We didn’t know about puppy mills when we saw him in the
window of the local Pet Store at the
Mall. I must have stopped there five times and gone in to
pick up that fluffy black puppy. He was a pure bread German Shepherd and he was
adorable. I fretted when I saw others look at him, or have him taken out to
play with. I had to have that baby dog.
We’d just lost our first German Shepherd, he was rescued
from a place where his owner had died, and my heart had a hole in it only a
baby doggie could fill. It took some talking to get my husband to agree to buy
him. I don’t know what it was, but when I looked into those big golden brown
eyes there was a connection. I knew he had to come home with me. My heart about
burst when I held him in my arms. He smelled so good, like a baby of any kind
usually does. Little dog kisses washed me face and I fell in love.
That night we had spaghetti for dinner and the little boy
just tried to dive into a plate of it. I gave him a tiny piece of meatball and
he attacked it. He chewed merrily through the evening on all of his new toys
and rawhide strips. We had a great evening and he slept on the end of our bed.
Little doggie breaths and grunts made us smile. My husband wanted to call him
Blackie and though I had better names I let it be Blackie, just because he got
me the dog.
Then morning came. The night and day difference scared me to
death. The little fellow was so lethargic and I barely got him outside to go
when the first bouts of diarrhea hit. What didn’t come out of that end came out
of the other and he coughed a lot too. I freaked, so we rushed to the pet store
and they sent us to a local veterinarian. He diagnosed kennel cough, gave us
medicine and we went home feeling much better.

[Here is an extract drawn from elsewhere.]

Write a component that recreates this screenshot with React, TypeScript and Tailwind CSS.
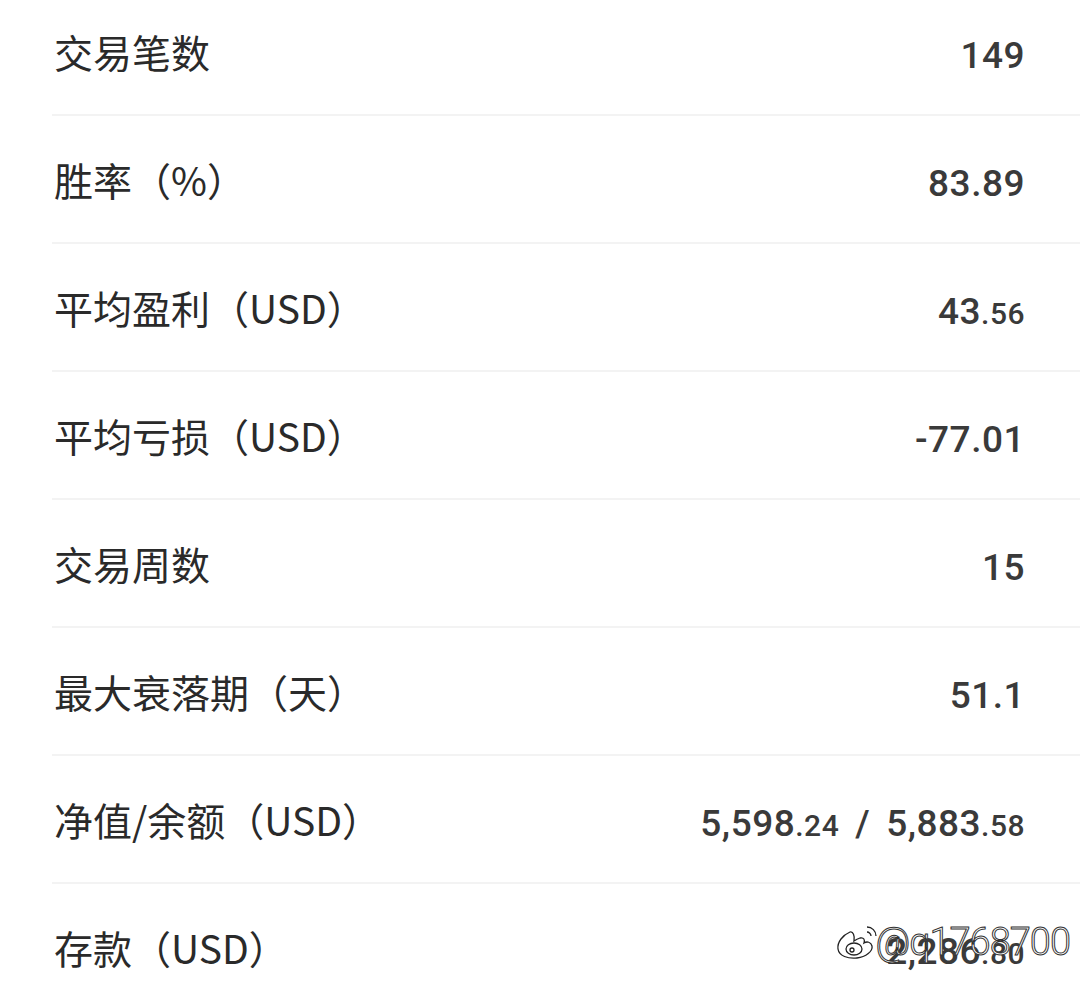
import { memo } from 'react';

interface StatRow {
  label: string;
  value: React.ReactNode;
}

const Num = ({ int, dec }: { int: string; dec?: string }) => (
  <>
    {int}
    {dec !== undefined && <span className="text-[30px]">.{dec}</span>}
  </>
);

const rows: StatRow[] = [
  { label: '交易笔数', value: '149' },
  { label: '胜率（%）', value: '83.89' },
  { label: '平均盈利（USD）', value: <Num int="43" dec="56" /> },
  { label: '平均亏损（USD）', value: '-77.01' },
  { label: '交易周数', value: '15' },
  { label: '最大衰落期（天）', value: '51.1' },
  {
    label: '净值/余额（USD）',
    value: (
      <>
        <Num int="5,598" dec="24" />
        <span className="mx-[16px]">/</span>
        <Num int="5,883" dec="58" />
      </>
    ),
  },
  { label: '存款（USD）', value: <Num int="2,286" dec="80" /> },
];

// 웨이보 스타일 워터마크
const Watermark = memo(() => (
  <div className="absolute right-[10px] top-[920px] flex items-center pointer-events-none">
    <svg width="48" height="44" viewBox="0 0 48 44" fill="none" stroke="#222" strokeWidth="1.3">
      <path d="M16 12c-7 3-13 10-12 17 1 7 10 10 19 9 9-1 16-7 15-12-1-4-5-5-8-3 1-3 0-6-4-5-3 1-6 3-6 3 1-5-1-10-4-9z" />
      <ellipse cx="20" cy="29" rx="8" ry="6" />
      <circle cx="18" cy="30" r="2" />
      <path d="M33 7c5 0 9 4 9 9M33 12c2 0 4 2 4 4" />
    </svg>
    <span className="-ml-[6px] text-[38px] leading-none text-white font-['Roboto',sans-serif] font-light [-webkit-text-stroke:1px_#333] tracking-[-1px]">
      @q1768700
    </span>
  </div>
));

export default function App() {
  return (
    <div className="relative w-[1080px] h-[1002px] overflow-hidden bg-white font-['Roboto','Noto_Sans_CJK_SC',sans-serif]">
      <div className="mt-[-12px] pl-[52px]">
        {rows.map((row) => (
          <div
            key={row.label}
            className="h-[128px] flex items-center justify-between border-b-2 border-[#f3f3f3] pr-[55px]"
          >
            <span className="pl-[2px] text-[39px] text-[#2a2a2a] font-['Noto_Sans_CJK_SC',sans-serif]">
              {row.label}
            </span>
            <span className="pt-[10px] text-[37px] font-medium text-[#3a3a3a] font-['Roboto',sans-serif] tracking-[0.5px]">
              {row.value}
            </span>
          </div>
        ))}
      </div>
      <Watermark />
    </div>
  );
}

He didn’t improve and I brought him back to the vet again
and again. His kennel cough turned into pneumonia and antibiotics were added. He
didn’t eat at all and I tried every food I could think of.
He got even worse and finally the vet told me he had
distemper. He suggested we put the puppy down, would give me another dog. Put
him down! What! I had this little bundle of sweetness in my heart already. Put
him down, not on my watch. So here’s what I was stuck with. Lots of medicines
and something from the pharmacy called parapectolin. I had to sign for it but
it was an over the counter medication at that time. It had a small amount of
codeine in it and it kept the poor baby sleepy, but it stopped the runs. How
could I get him to eat?
I went and bought baby food, there were several kinds of
meat foods and I added water to them to thin them down. I used a large syringe
to draw up the food and them I put the tip of it behind his back teeth in that
little area dogs have back there. I forced syringe by syringe full of food down
him mouth and gave him the other medications and carried him in and out to do
his duty. He slept most of the time.
I cared for him for six months and then one day he tried to
eat out of my plate. I bought dog food and for the first time in six months, he
ate on his own. Eureka! Victory! He got better every day and he became a
wonderful family member. He was a wonderful dog and we loved every minute of
the ten years he lived.
He ended up to be a huge dog at 140 lbs. Black as night the
only marking on him was a small white patch on his chest. What a beautiful and
affectionate animal he turned into, he seemed grateful for every day of life. I
was grateful for every day of his life and I will never stop missing him.
Someday I hope to see him in heaven, I know he will make it there, I hope I do
too!
So, to me the moral of the story is. Never say die!
Such a heart-warming story and message. Darling dog.
You are so right! Love and determination worked. We are blessed with the time we get.
How fortunate Blackie was to have you love and care for him. We are blessed to have the animals that come into our lives. We almost lost our little Pomeranean because of very expensive food that was manufactured in China. She was so very sick and it took weeks for her to get over it. I am thankful that she recovered and now we read the labels very carefully before giving her anything to eat.
Mary,
What a beautiful, inspirational story. I'm sure you miss Blackie very much.